The ‘capsule hotel’ concept will take to the rails

To see the sleek near future of nocturnal rail travel, jump aboard the Hamburg-Vienna Nightjet service in 2024. Its next-generation rolling stock brings first-class refinements to the rails, offering private cabins with en-suite showers and à la carte breakfasts. At the other end of the train – or “comfort plus”, as they’re calling it – “mini cabins” will evoke Japan’s cosy capsule hotels. The carriages are set to be rolled out on Nightjet’s many other routes from 2024.

Meanwhile, Europe’s burgeoning night train network will continue to expand, with a new sleeper between Brussels and Prague from March. It’s one of a handful of exciting new routes for 2024.

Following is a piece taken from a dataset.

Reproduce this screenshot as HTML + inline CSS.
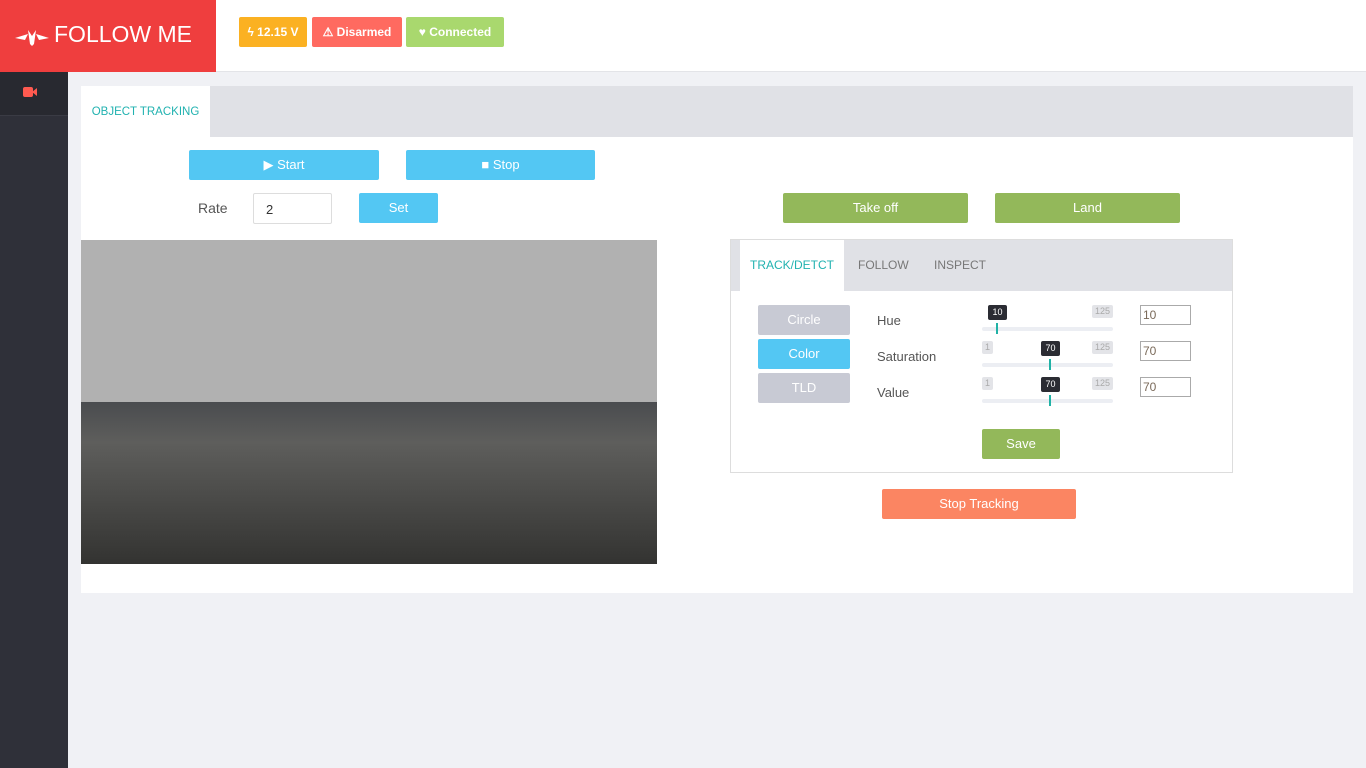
<!DOCTYPE html><html><head><style>
*{margin:0;padding:0;box-sizing:border-box}
body{width:1366px;height:768px;background:#f0f1f5;font-family:"Liberation Sans",sans-serif;position:relative;overflow:hidden;font-size:13px}
.a{position:absolute}
.btn{position:absolute;color:#fff;text-align:center;border-radius:2px;font-size:13px}
.badge{position:absolute;top:17px;height:30px;line-height:30px;color:#fff;font-weight:bold;font-size:12px;border-radius:2px;text-align:center}
.lbl{position:absolute;color:#555;font-size:13px}
.tip{position:absolute;background:#2b2c33;color:#fff;font-size:9px;border-radius:2px;text-align:center;height:15px;line-height:15px}
.gt{position:absolute;background:#e3e4e8;color:#aaa;font-size:9px;border-radius:2px;text-align:center;height:13px;line-height:13px}
.trk{position:absolute;height:4px;background:#eceef3;border-radius:2px;width:131px;left:982px}
.hd{position:absolute;width:2px;height:11px;background:#21b2a6}
.inp{position:absolute;left:1140px;width:51px;height:20px;border:1px solid #aaa;background:#fff;color:#7a6a5a;font-size:12px;line-height:18px;padding-left:2px}
</style></head><body>
<div class="a" style="left:0;top:0;width:1366px;height:72px;background:#fff;border-bottom:1px solid #e3e4e8"></div>
<div class="a" style="left:0;top:0;width:216px;height:72px;background:#ef3e3e"></div>
<svg class="a" style="left:15px;top:26px" width="34" height="22" viewBox="0 0 34 22"><path d="M0 12 L13 8 L10 14 Z M34 12 L21 8 L24 14Z M13 4 L17 10 L21 4 L19 18 L17 20 L15 18Z" fill="#fff"/></svg>
<div class="a" style="left:54px;top:21px;color:#fff;font-size:23px">FOLLOW ME</div>
<div class="badge" style="left:239px;width:68px;background:#fbb122">ϟ 12.15 V</div>
<div class="badge" style="left:312px;width:90px;background:#ff6a60">⚠ Disarmed</div>
<div class="badge" style="left:406px;width:98px;background:#a9d86e">♥ Connected</div>
<div class="a" style="left:0;top:72px;width:68px;height:696px;background:#2f3039"></div>
<div class="a" style="left:0;top:72px;width:68px;height:44px;background:#282930;border-bottom:1px solid #3a3b44"></div>
<div class="a" style="left:23px;top:87px;width:10px;height:10px;background:#ff5a50;border-radius:2px"></div>
<div class="a" style="left:32px;top:88px;width:0;height:0;border-top:4px solid transparent;border-bottom:4px solid transparent;border-right:5px solid #ff5a50"></div>
<div class="a" style="left:81px;top:86px;width:1272px;height:507px;background:#fff"></div>
<div class="a" style="left:81px;top:86px;width:1272px;height:51px;background:#e0e1e6"></div>
<div class="a" style="left:81px;top:86px;width:129px;height:51px;background:#fff;color:#21b2b0;font-size:11.5px;line-height:52px;text-align:center">OBJECT TRACKING</div>
<div class="btn" style="left:189px;top:150px;width:190px;height:30px;line-height:30px;background:#53c7f3">▶ Start</div>
<div class="btn" style="left:406px;top:150px;width:189px;height:30px;line-height:30px;background:#53c7f3">■ Stop</div>
<div class="lbl" style="left:198px;top:200px;font-size:14px">Rate</div>
<div class="a" style="left:253px;top:193px;width:79px;height:31px;border:1px solid #ddd;border-radius:2px;padding:8px 12px;font-size:13px;color:#333">2</div>
<div class="btn" style="left:359px;top:193px;width:79px;height:30px;line-height:30px;background:#53c7f3">Set</div>
<div class="btn" style="left:783px;top:193px;width:185px;height:30px;line-height:30px;background:#93b85a">Take off</div>
<div class="btn" style="left:995px;top:193px;width:185px;height:30px;line-height:30px;background:#93b85a">Land</div>
<div class="a" style="left:81px;top:240px;width:576px;height:163px;background:#b1b1b1"></div>
<div class="a" style="left:81px;top:402px;width:576px;height:162px;background:linear-gradient(#4a4c4f,#5e5e5c 25%,#4a4a48 60%,#333331)"></div>
<div class="a" style="left:730px;top:239px;width:503px;height:234px;border:1px solid #ddd;background:#fff"></div>
<div class="a" style="left:731px;top:240px;width:501px;height:51px;background:#e0e1e6"></div>
<div class="a" style="left:740px;top:240px;width:104px;height:51px;background:#fff;color:#21b2b0;font-size:12px;line-height:51px;text-align:center">TRACK/DETCT</div>
<div class="a" style="left:858px;top:258px;color:#777;font-size:12px">FOLLOW</div>
<div class="a" style="left:934px;top:258px;color:#777;font-size:12px">INSPECT</div>
<div class="btn" style="left:758px;top:305px;width:92px;height:30px;line-height:30px;background:#c8cad4">Circle</div>
<div class="btn" style="left:758px;top:339px;width:92px;height:30px;line-height:30px;background:#53c7f3">Color</div>
<div class="btn" style="left:758px;top:373px;width:92px;height:30px;line-height:30px;background:#c8cad4">TLD</div>
<div class="lbl" style="left:877px;top:313px">Hue</div>
<div class="lbl" style="left:877px;top:349px">Saturation</div>
<div class="lbl" style="left:877px;top:385px">Value</div>
<div class="tip" style="left:988px;top:305px;width:19px">10</div><div class="gt" style="left:1092px;top:305px;width:21px">125</div>
<div class="trk" style="top:327px"></div><div class="hd" style="left:996px;top:323px"></div>
<div class="gt" style="left:982px;top:341px;width:11px">1</div><div class="tip" style="left:1041px;top:341px;width:19px">70</div><div class="gt" style="left:1092px;top:341px;width:21px">125</div>
<div class="trk" style="top:363px"></div><div class="hd" style="left:1049px;top:359px"></div>
<div class="gt" style="left:982px;top:377px;width:11px">1</div><div class="tip" style="left:1041px;top:377px;width:19px">70</div><div class="gt" style="left:1092px;top:377px;width:21px">125</div>
<div class="trk" style="top:399px"></div><div class="hd" style="left:1049px;top:395px"></div>
<div class="inp" style="top:305px">10</div>
<div class="inp" style="top:341px">70</div>
<div class="inp" style="top:377px">70</div>
<div class="btn" style="left:982px;top:429px;width:78px;height:30px;line-height:30px;background:#93b85a">Save</div>
<div class="btn" style="left:882px;top:489px;width:194px;height:30px;line-height:30px;background:#fb8562">Stop Tracking</div>
</body></html>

An SNCF employee walks past a coach of the Berlin-Paris train "nightjet" after it arrived at the Gare de l'Est in Paris on December 12, 2023. A new sleeper service between Berlin and Paris departed from the German capital on December 11, 2023 evening after a decade-long hiatus, as night trains gain in popularity as an alternative to short-haul flights. The route is run by French and German national train operators SNCF and Deutsche Bahn, while the rolling stock is provided by Austrian train company OeBB, whose "Nightjet" trains already criss-cross central Europe. (Photo by Alain JOCARD / AFP) (Photo by ALAIN JOCARD/AFP via Getty Images)
Nightjet has announced new routes (Photo: Alain Jocard/AFP via Getty)

The UK’s Airbnb honeymoon will end

The crackdown on holiday lets will likely be a key theme in 2024. The Scottish Government just gave local authorities the power to increase council tax on properties that aren’t occupied full time. English councils are set to get the same powers next year. Welsh councils already have them – and are using them. Pembrokeshire Council just voted to treble council tax on holiday homes. Edinburgh and Bath are mulling similar proposals in a bid to stop the “Airbnbification” of those cities.